As a further drawback of the transporter/sorter 500, reducing the transfer speed to make stable the operations of feeding and discharging the transport articles 5101, reduces efficiency of mounting the transport boxes 520 in the straight portions, thus reducing the unit time process capacity of the transporter/sorter 500.
The transporter/sorter as shown in FIGS. 25-27 has a drawback that the transport articles tend to contact with the partitioning plates of the accommodating chambers at the opposite sides to the transport direction before completion of feeding of the transport articles if the gap Δ in the transport direction between the adjacent accommodating chambers in the transport box is reduced or if the transport speed v of the transport boxes of the transporter/sorter is increased, thereby causing unstable feeding or failure of feeding.

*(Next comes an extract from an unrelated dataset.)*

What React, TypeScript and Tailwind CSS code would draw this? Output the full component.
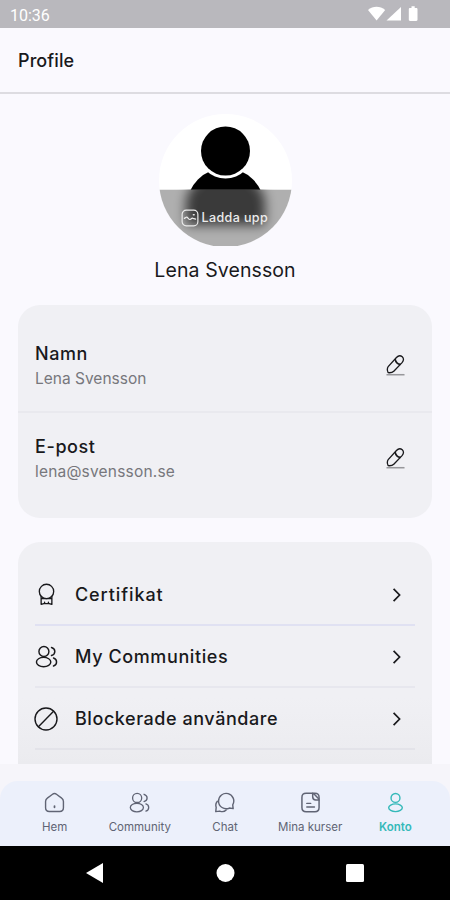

Particularly, if the transport articles become larger in the feeding direction, the feeding time becomes longer. The extended feeding time is a bottleneck for improving the processing capacity of the transporter/sorter.
On the other hand, the transporter/sorter of variable transport box pitch type as disclosed in the above patent publication has a problem that the transport box pitch varying mechanism is complicated in arrangement and control, and therefore it is impossible to reduce, for instance, the cost of manufacture.